Geçen sezon Robin van Persie hakkındaki görüşlerimi yeri geldikçe vurguladım. En çok değindiğim konu şuydu: "Van Persie tartışılmayacak kadar kaliteli yıldız bir futbolcudur. Ama fizik gücü o kadar yetersiz ki bu şekilde yararlı olması mümkün değil. Bu yüzden birinci sınıf bir santrfor olmasa da çok faydalı olan Fernandao'ya görev verilmesi doğru bir tercihtir." "Van Persie niye yedek kalıyor" diye Vitor Pereira'ya sorulduğunda şu cevabı vermişti: "Fizik olarak hazır değil." Buna rağmen medyada yoğun bir Van Persie baskısı başladı. "Böyle bir yıldız, nasıl yedek kalır" eleştirileri sürekli gündeme geldi. Hollandalı yıldız da Pereira'ya net bir tavır aldı. Sonuçta Başkan Aziz Yıldırım, Pereira'ya; "Van Persie'yi oynat" talimatı verdi. Bu kararla birlikte hem Pereira'nın otoritesi zedelendi hem de Fernandao gibi çok yararlı ve formda bir santrfor kaybedildi. Bana göre; geçen seneki başarısızlığın da bir numaralı nedeni budur.
Yukarıda yazdıklarımı neden gündeme getirdiğimi şimdi açıklıyorum: Dirk Advocaat da Robin van Persie'yi yedek bıraktı. O da aynı Pereira gibi "Robin fizik olarak hiç hazır değil" dedi. Ama ne gariptir ki geçen sene Van Persie konusunda Pereira'ya ağır eleştirilerde bulunan medyanın bu sene bu konuda hiç sesi çıkmıyor. Van Persie de hocasına tavır almıyor. Peki Vitor Pereira'nın suçu ve günahı neydi?
DÖRT PUAN YOLUMUZU AÇAR
2018 Dünya Kupası Elemeleri'nde A Milli Takım'ın çok önemli iki sınavı var. Eğer iki maçtan dört puan alabilirsek yolumuz çok açılıyor. Tüm medya olarak Arda Turan konusunu gündemden kaldırıp, Fatih Terim'i zihinsel sıkıntıya düşürmememiz gerekiyor. Tabii ki Arda önemli ve yıldız futbolcumuz. Gönül isterdi ki böyle bir sorun olmasaydı. Ama bazı ciddi olaylar yaşanmış ki ve de arada geçen zamanda sorunu çözecek bir diyalog kurulamamış ki Fatih Terim gibi futbolcusunu her zaman kazanmak isteyen bir teknik adam böyle bir karar aldı. Unutmamak gerekir ki hiçbir futbolcu takımın üzerinde değildir. Önemli olan takım bütünlüğüdür. Bir son canlı örnek: Bana göre; dünyanın en iyi takımı Barcelona, Arda Turan'ın da görev aldığı maçta pazar gecesi Celta Vigo gibi sıradan bir takımdan 4 gol yedi.
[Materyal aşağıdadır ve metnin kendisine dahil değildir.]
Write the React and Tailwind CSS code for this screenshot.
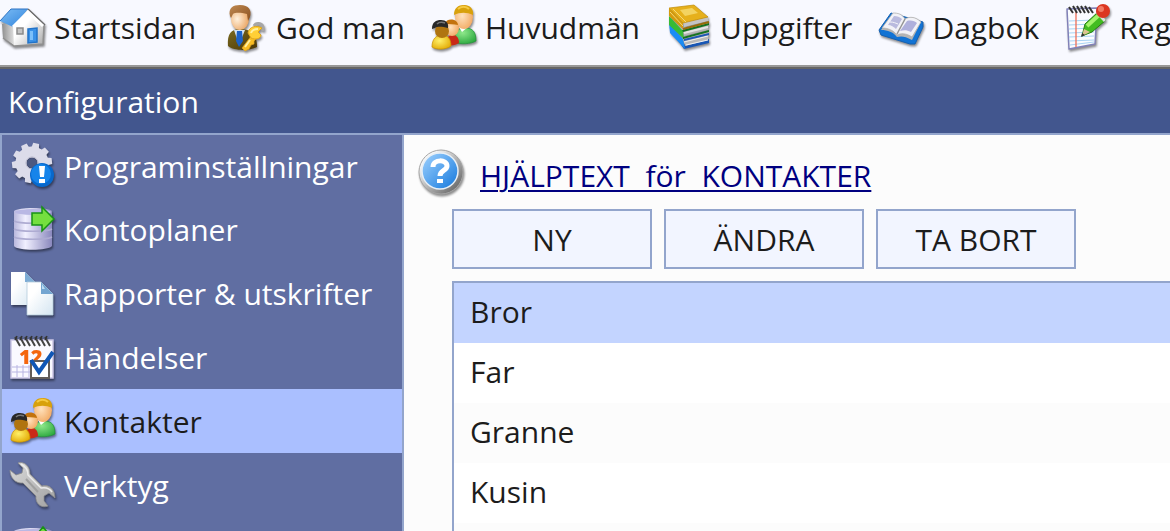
import React, { useState } from 'react';
import clsx from 'clsx';

const Icon = ({ children }) => (
  <svg viewBox="0 0 48 48" className="size-12 shrink-0 overflow-visible drop-shadow-[1px_2px_1px_rgba(0,0,0,0.45)]" aria-hidden="true">
    {children}
  </svg>
);

const HomeIcon = () => (
  <Icon>
    <defs>
      <linearGradient id="roof" x1="0" y1="0" x2="1" y2="1">
        <stop offset="0" stopColor="#7dbdf5" />
        <stop offset="1" stopColor="#2f83dc" />
      </linearGradient>
      <linearGradient id="wall" x1="0" y1="0" x2="1" y2="1">
        <stop offset=".4" stopColor="#ffffff" />
        <stop offset="1" stopColor="#a9a9a9" />
      </linearGradient>
      <linearGradient id="side">
        <stop offset="0" stopColor="#8f8f8f" />
        <stop offset="1" stopColor="#e6e6e6" />
      </linearGradient>
    </defs>
    <path d="M2 20 14 18 15 42 3 34z" fill="url(#side)" />
    <path d="M13 21 28 6 44 22 43 40 14 42z" fill="url(#wall)" />
    <path d="M3 34 14 42 43 40 44 21" fill="none" stroke="#8f8f8f" strokeWidth="1.5" />
    <path d="M28 5 11 5 0 17 13 23z" fill="url(#roof)" />
    <path d="M28 5 11 5 0 17" fill="none" stroke="#2f74c4" />
    <path d="M28 5 45 21" fill="none" stroke="#6a6a6a" strokeWidth="1.5" />
    <path d="M13 23 28 8 43 22" fill="none" stroke="#ffffff" strokeWidth="3" />
    <path d="M17 24h6v6h-6z" fill="#c4c4c4" stroke="#8a8a8a" strokeWidth="1.5" />
    <path d="M28 25 37 24 37 38 28 39z" fill="#3a92e8" stroke="#2273c8" strokeWidth="1.5" />
    <path d="M30 27h3v9h-3z" fill="#7cc0fa" />
  </Icon>
);

const PersonIcon = () => (
  <Icon>
    <defs>
      <radialGradient id="face" cx=".35" cy=".5" r=".7">
        <stop offset="0" stopColor="#fff0dc" />
        <stop offset="1" stopColor="#e99f58" />
      </radialGradient>
      <linearGradient id="suit" x1="0" y1="0" x2="1" y2="1">
        <stop offset="0" stopColor="#7b6a20" />
        <stop offset="1" stopColor="#4a3605" />
      </linearGradient>
      <linearGradient id="hair" x1="0" y1="0" x2="1" y2="1">
        <stop offset="0" stopColor="#c08a52" />
        <stop offset="1" stopColor="#8a5020" />
      </linearGradient>
    </defs>
    <path d="M6 42C5 30 9 25 18 25s17 3 17 18c-8 4-23 4-29-1z" fill="url(#suit)" />
    <path d="M12 26 17 41 23 26z" fill="#d3e2f2" />
    <path d="M15 27h5l1 10-4 6-3-6z" fill="#1c62c8" />
    <ellipse cx="18" cy="15" rx="9" ry="11" fill="url(#face)" />
    <path d="M8 12C6 4 11 1 18 1c9 0 12 5 10 12l-2 4-1-7c-5-1-11-2-14 0l-2 4z" fill="url(#hair)" />
    <path d="M32 22c2-4 8-3 9 1v4" fill="none" stroke="#a7a7a7" strokeWidth="3" />
    <path d="M36 33 30 31 20 44 23 47 27 45 29 41 32 40 32 37z" fill="#f8bd24" stroke="#e0a41c" strokeWidth=".7" />
    <path d="M26 29C27 22 35 21 40 24L36 28 39 31C39 35 33 36 29 34z" fill="#ffcf36" stroke="#dfa41c" />
    <path d="M29 29c1-3 4-4 7-4M28 36 23 43" fill="none" stroke="#fff0a0" strokeWidth="2" />
  </Icon>
);

const PeopleIcon = () => (
  <Icon>
    <defs>
      <radialGradient id="skin" cx=".4" cy=".45" r=".65">
        <stop offset="0" stopColor="#ffe2bd" />
        <stop offset="1" stopColor="#f2a860" />
      </radialGradient>
      <radialGradient id="green" cx=".4" cy=".3" r=".8">
        <stop offset="0" stopColor="#8fe88b" />
        <stop offset="1" stopColor="#25a43a" />
      </radialGradient>
      <radialGradient id="yellow" cx=".4" cy=".4" r=".7">
        <stop offset="0" stopColor="#fff06a" />
        <stop offset="1" stopColor="#e2a800" />
      </radialGradient>
    </defs>
    <path d="M23 38c0-9 3-14 11-14s11 4 11 13c-5 3-16 4-22 1z" fill="url(#green)" stroke="#219238" strokeWidth=".7" />
    <path d="M28 23 31 28 37 23z" fill="#fff" />
    <ellipse cx="33" cy="13" rx="9" ry="12" fill="url(#skin)" />
    <path d="M23 11C23 4 27 1 33 1s10 4 9 10c-6-3-13-3-19 0z" fill="#d8a10c" />
    <path d="M27 5c3-3 8-3 11 0" fill="none" stroke="#f5ca43" strokeWidth="2" />
    <path d="M17 41V33c3-4 11-3 11 6-3 2-7 3-11 2z" fill="#c92a17" />
    <ellipse cx="21" cy="24" rx="7" ry="8" fill="url(#skin)" />
    <path d="M14 20c1-6 12-6 13 1-4-1-9-1-13-1z" fill="#c3730d" />
    <path d="M1 43c0-8 4-12 10-12s9 4 9 11c-5 4-15 4-19 1z" fill="url(#yellow)" stroke="#c89000" strokeWidth=".7" />
    <ellipse cx="11" cy="27" rx="7" ry="7" fill="#b07410" />
    <path d="M1 25c0-7 4-9 9-9s8 3 7 8c-5-1-10-2-13 0z" fill="#282828" />
    <path d="M6 20c2-2 5-2 8-1" fill="none" stroke="#777" strokeWidth="1.5" />
  </Icon>
);

const BooksIcon = () => (
  <Icon>
    <path d="M3 23 18 45 43 39 43 35 18 40z" fill="#1856b4" />
    <path d="M3 19 17 35 19 45 4 29z" fill="#1a8cf5" />
    <path d="M17 33 43 27 42 36 19 42z" fill="#b9b9b9" />
    <path d="M18 38 42 32M20 41 42 36" stroke="#f0f0f0" />
    <path d="M18 35 43 29 43 31 18 37z" fill="#1d57b5" />
    <path d="M3 12 17 27 18 35 3 21z" fill="#38bb35" />
    <path d="M17 24 43 18 42 26 18 32z" fill="#b4b4b4" />
    <path d="M18 29 42 23" stroke="#e4e4e4" strokeWidth="2" />
    <path d="M16 26 43 19 43 21 17 28z" fill="#147321" />
    <path d="M17 33 43 26 43 28 17 35z" fill="#147321" />
    <path d="M17 18 42 13 42 17 18 23z" fill="#c4c4c4" />
    <path d="M3 4 28 1 42 13 17 19z" fill="#e6b01c" stroke="#c08c08" strokeWidth=".7" strokeLinejoin="round" />
    <path d="M3 4 17 19 17 25 3 12z" fill="#d49a0c" />
    <path d="M17 25 43 18" stroke="#966c09" strokeWidth="2" />
    <path d="M14 6 26 4 32 9 19 12z" fill="#f3d362" />
    <path d="M7 5 20 18M4 8 17 22" stroke="#f3d778" />
  </Icon>
);

const DiaryIcon = () => (
  <Icon>
    <path d="M1 26 13 9 45 18 45 23 37 40 32 40 3 31z" fill="#1273d4" stroke="#1560b0" strokeLinejoin="round" />
    <path d="M3 26 14 10c5-1 9 0 13 5 5-3 11-2 16 3L34 36c-7-4-11-4-15-3-4-5-9-7-16-7z" fill="#b4b4b4" />
    <path d="M4 24 15 9c5 0 9 1 12 6 5-3 11-2 16 3L34 33c-6-4-11-4-15-2-4-5-9-7-15-7z" fill="#f2f2f7" stroke="#aaa" strokeWidth=".7" />
    <path d="M10 21 16 12c3 0 6 1 8 3l-6 10c-2-2-5-4-8-4z" fill="#b9bade" />
    <path d="M29 17c4-1 8 0 10 2l-6 9c-4-2-7-2-11-1z" fill="#afb0dc" />
    <path d="M27 15 19 30" stroke="#949494" strokeWidth="1.5" />
    <path d="M12 18c4 0 5 1 8 2" stroke="#f5f5fa" fill="none" />
  </Icon>
);

const NotesIcon = () => (
  <Icon>
    <path d="M2 5 32 4 30 40 4 45z" fill="#fafcff" stroke="#8181b8" strokeWidth="1.5" strokeLinejoin="round" />
    <path d="M4 17 29 16M4 21 29 20M4 25 29 24M4 29 29 28M4 33 29 32M4 37 29 36M5 41 29 38" stroke="#a9d4f4" />
    <path d="M11 8V43" stroke="#ef6e57" strokeWidth="1.3" />
    <path d="M4 3 8 9M8 2 12 9M12 2 16 9M16 2 20 9M20 2 24 9M24 3 28 9" stroke="#333" strokeWidth="2" />
    <path d="M17 32 20 20 33 8 41 16 27 28z" fill="#42bd20" stroke="#267d12" strokeLinejoin="round" />
    <path d="M22 22 34 11" stroke="#a4f36c" strokeWidth="4" />
    <path d="M17 32 19 25 25 28z" fill="#dcc392" />
    <path d="M16 33 17 29 20 31z" fill="#333" />
    <path d="M32 8 40 17" stroke="#dedede" strokeWidth="3" />
    <circle cx="38" cy="7" r="7" fill="#dc3621" />
    <circle cx="36" cy="5" r="3" fill="#f07a64" />
  </Icon>
);

const teeth = [0, 36, 72, 108, 144, 180, 216, 252, 288, 324];

const GearIcon = () => (
  <Icon>
    <g fill="#dcdcea">
      {teeth.map(a => (
        <path key={a} d="M18 7 19 1 25 1 26 7z" transform={`rotate(${a + 12} 22 21)`} />
      ))}
    </g>
    <circle cx="22" cy="21" r="11" fill="none" stroke="#dcdcea" strokeWidth="11" />
    <circle cx="22" cy="21" r="5" fill="#4c5880" />
    <circle cx="22" cy="21" r="6" fill="none" stroke="#b4b4c8" />
    <circle cx="32" cy="33" r="12" fill="#0868cc" />
    <circle cx="31" cy="32" r="10" fill="#1684ea" />
    <path d="M29 24h6l-1 11h-4z" fill="#fff" />
    <path d="M29 37h6v4h-6z" fill="#fff" />
  </Icon>
);

const DatabaseIcon = ({ arrow = 'right' }) => (
  <Icon>
    <defs>
      <linearGradient id="disk">
        <stop offset="0" stopColor="#b9b8dd" />
        <stop offset=".3" stopColor="#f1f0ff" />
        <stop offset="1" stopColor="#8a88bd" />
      </linearGradient>
    </defs>
    <path d="M4 6v35c3 5 34 5 38 0V6C39 2 8 2 4 6z" fill="url(#disk)" />
    <ellipse cx="23" cy="7" rx="18" ry="3" fill="#b9b8e4" />
    <path d="M4 16c5 3 33 3 38 0M4 24c5 3 33 3 38 0M4 32c5 3 33 3 38 0" fill="none" stroke="#aeacd2" strokeWidth="1.5" />
    {arrow === 'right' ? (
      <path d="M22 8H32V2L44 14 32 26V20H22z" fill="#75df3f" stroke="#189315" strokeWidth="1.5" />
    ) : (
      <path d="M29 24V14H23L33 2 43 14H37V24z" fill="#75df3f" stroke="#189315" strokeWidth="1.5" />
    )}
  </Icon>
);

const PagesIcon = () => (
  <Icon>
    <defs>
      <linearGradient id="sheet" x1="0" y1="0" x2="1" y2="1">
        <stop offset=".3" stopColor="#ffffff" />
        <stop offset="1" stopColor="#d4e5f1" />
      </linearGradient>
    </defs>
    <path d="M1 3H15L25 13V36H1z" fill="url(#sheet)" />
    <path d="M15 3V13H25z" fill="#7dacd5" />
    <path d="M17 13H31L43 25V46H17z" fill="url(#sheet)" stroke="#b4cbdc" strokeWidth=".8" />
    <path d="M31 13V25H43z" fill="#73a5d1" />
    <path d="M32 15V20L35 20z" fill="#bddcf3" />
  </Icon>
);

const CalendarIcon = () => (
  <Icon>
    <path d="M1 7H43V45H1z" fill="#faf9ff" stroke="#cbc6e6" strokeWidth="1.5" />
    <path d="M2 34H20M2 39H20M7 32V44M13 32V44M19 32V44" stroke="#b8b5e2" />
    <path d="M5 4 10 13M10 4 15 13M15 4 20 13M20 4 25 13M25 4 30 13M30 4 35 13M35 4 40 13" stroke="#444" strokeWidth="2" fill="none" />
    <path d="M5 7 7 3M10 7 12 3M15 7 17 3M20 7 22 3M25 7 27 3M30 7 32 3M35 7 37 3" stroke="#333" strokeWidth="1.5" />
    <text x="9" y="31" fontSize="20" fontWeight="800" fill="#f4660e" className="font-['Open_Sans',sans-serif]">12</text>
    <path d="M21 28H39V45H21z" fill="#fff" stroke="#625c58" strokeWidth="2" />
    <path d="M21 27 29 39 43 19" fill="none" stroke="#0f56b5" strokeWidth="4" />
  </Icon>
);

const WrenchIcon = () => (
  <Icon>
    <defs>
      <linearGradient id="steel" x1="0" y1="0" x2="1" y2="1">
        <stop offset="0" stopColor="#dadada" />
        <stop offset="1" stopColor="#a2a2a2" />
      </linearGradient>
    </defs>
    <path
      d="M8 2C14 0 20 5 20 13L32 25C39 23 45 28 45 37L39 32 34 35 34 40 38 45C31 48 25 42 26 35L13 22C6 23 0 17 0 9L6 14 12 12 13 7z"
      fill="url(#steel)"
      stroke="#8d8d8d"
      strokeWidth=".8"
      strokeLinejoin="round"
    />
    <path d="M11 3C17 6 18 10 18 14L31 27C36 26 40 28 42 31" fill="none" stroke="#ececec" strokeWidth="1.5" />
    <path d="M16 18 28 31" stroke="#a0a0a0" strokeWidth="2" />
  </Icon>
);

const HelpIcon = () => (
  <Icon>
    <defs>
      <linearGradient id="rim" x1="0" y1="0" x2="1" y2="1">
        <stop offset=".2" stopColor="#f6f6f6" />
        <stop offset=".85" stopColor="#707070" />
      </linearGradient>
      <linearGradient id="glass" x1="0" y1="0" x2="1" y2="1">
        <stop offset="0" stopColor="#a1d3ff" />
        <stop offset="1" stopColor="#1277dc" />
      </linearGradient>
    </defs>
    <circle cx="23" cy="23" r="22" fill="url(#rim)" stroke="#a5a5a5" />
    <circle cx="22" cy="22" r="18" fill="url(#glass)" stroke="#e7eff6" strokeWidth="1.5" />
    <path d="M15 18C15 10 29 10 29 17 29 22 22 21 22 27" fill="none" stroke="#fff" strokeWidth="5" />
    <path d="M19 30h6v4h-6z" fill="#fff" />
  </Icon>
);

const toolbar = [
  { label: 'Startsidan', icon: HomeIcon },
  { label: 'God man', icon: PersonIcon },
  { label: 'Huvudmän', icon: PeopleIcon },
  { label: 'Uppgifter', icon: BooksIcon },
  { label: 'Dagbok', icon: DiaryIcon },
  { label: 'Reg', icon: NotesIcon },
];

const sections = [
  { label: 'Programinställningar', icon: GearIcon },
  { label: 'Kontoplaner', icon: DatabaseIcon },
  { label: 'Rapporter & utskrifter', icon: PagesIcon },
  { label: 'Händelser', icon: CalendarIcon },
  { label: 'Kontakter', icon: PeopleIcon },
  { label: 'Verktyg', icon: WrenchIcon },
];

const contacts = ['Bror', 'Far', 'Granne', 'Kusin'];

const App = () => {
  const [section, setSection] = useState('Kontakter');
  const [contact, setContact] = useState('Bror');

  return (
    <div className="flex h-screen flex-col overflow-hidden bg-[#fcfcfc] font-['Open_Sans','Noto_Sans',sans-serif] text-3xl leading-10 text-[#1c1c1c]">
      <nav className="shrink-0 overflow-hidden border-b-2 border-[#666] bg-[#f8f9ff]">
        <div className="flex h-[67px] gap-[26px] border-b-2 border-[#999] pt-1">
          {toolbar.map(({ label, icon: ItemIcon }) => (
            <button key={label} type="button" className="flex h-12 shrink-0 items-center gap-1.5 whitespace-nowrap">
              <ItemIcon />
              {label}
            </button>
          ))}
        </div>
      </nav>
      <h1 className="flex h-16 shrink-0 items-center bg-[#42568e] px-2 pt-0.5 text-white">Konfiguration</h1>
      <div className="flex min-h-0 flex-1 border-t-2 border-[#93a5cc]">
        <ul className="w-101 shrink-0 border-x-2 border-[#93a5cc] bg-[#606ea2] text-white">
          {sections.map(({ label, icon: ItemIcon }) => (
            <li key={label} className="h-16 first:h-[62px]">
              <button
                type="button"
                onClick={() => setSection(label)}
                className={clsx(
                  'flex h-full w-full items-center gap-1.5 whitespace-nowrap pl-2',
                  section === label && 'bg-[#aabfff] text-[#1c1c1c]'
                )}
              >
                <ItemIcon />
                <span className="pt-0.5">{label}</span>
              </button>
            </li>
          ))}
          <li className="flex h-16 items-center pl-2">
            <DatabaseIcon arrow="up" />
          </li>
        </ul>
        <main className="min-w-0 flex-1 pt-3.5">
          <div className="flex h-12 items-center gap-3.5 pl-3.5">
            <HelpIcon />
            <a href="#hjalp" className="whitespace-pre pt-1.5 text-[#000080] underline decoration-2 underline-offset-3">
              HJÄLPTEXT  för  KONTAKTER
            </a>
          </div>
          <div className="mt-3 flex gap-3 pl-12">
            {['NY', 'ÄNDRA', 'TA BORT'].map(label => (
              <button key={label} type="button" className="h-15 w-50 border-2 border-[#93a5cc] bg-[#f2f5ff] pt-0.5">
                {label}
              </button>
            ))}
          </div>
          <ul className="ml-12 mt-3 border-l-2 border-t-2 border-[#93a5cc] bg-white">
            {contacts.map(name => (
              <li key={name} className="even:bg-white odd:bg-[#fcfcfc]">
                <button
                  type="button"
                  onClick={() => setContact(name)}
                  className={clsx('block h-15 w-full px-4 pb-0.5 text-left', contact === name && 'bg-[#c3d4ff]')}
                >
                  {name}
                </button>
              </li>
            ))}
            <li className="h-15 bg-[#fcfcfc]" />
          </ul>
        </main>
      </div>
    </div>
  );
};

export default App;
Ukrayna çok dikkat edilmesi gereken bir takım... Fizik güçleri yüksek, kendilerine özgü oturmuş bir oyun modelleri var. Maçın kolay olmadığını gösteren yine 2 örnek var: Fenerbahçe, Avrupa Ligi'nde Zorya karşısında beraberliği son saniyede kurtardı. Beşiktaş da evinde Kiev'i yenemedi. Cumartesi gecesi Çaykur Rizespor-Beşiktaş maçı ile aynı saatte rastladığı için banda aldığım Leverkusen-Dortmund maçının 90 dakikasını dikkatle izledim. Çalhanoğlu, çok başarılı bir maç çıkardı. Yüksek tempolu maçın son bölümünde müthiş bir geniş alan deparı sonucu skoru garantileyen ikinci golün asistini yaptı. Ömer Toprak da çok iyi bir performans sergiledi. Emre Mor ikinci yarının tamamında görev aldı. Son derece hareketliydi. Sürekli yer değiştirerek alışılmış adam eksilten driplinglerini sergiledi. Tabii ki gençliğinden dolayı bazı temel eksikleri yine gündeme geldi. Yalnız bir şey dikkatimi çekti; sürekli hakem ve rakiple uğraşıyor. Bundan ivedilikle vazgeçmeli. Milli Takımımıza zor sınavlarında başarılar diliyorum.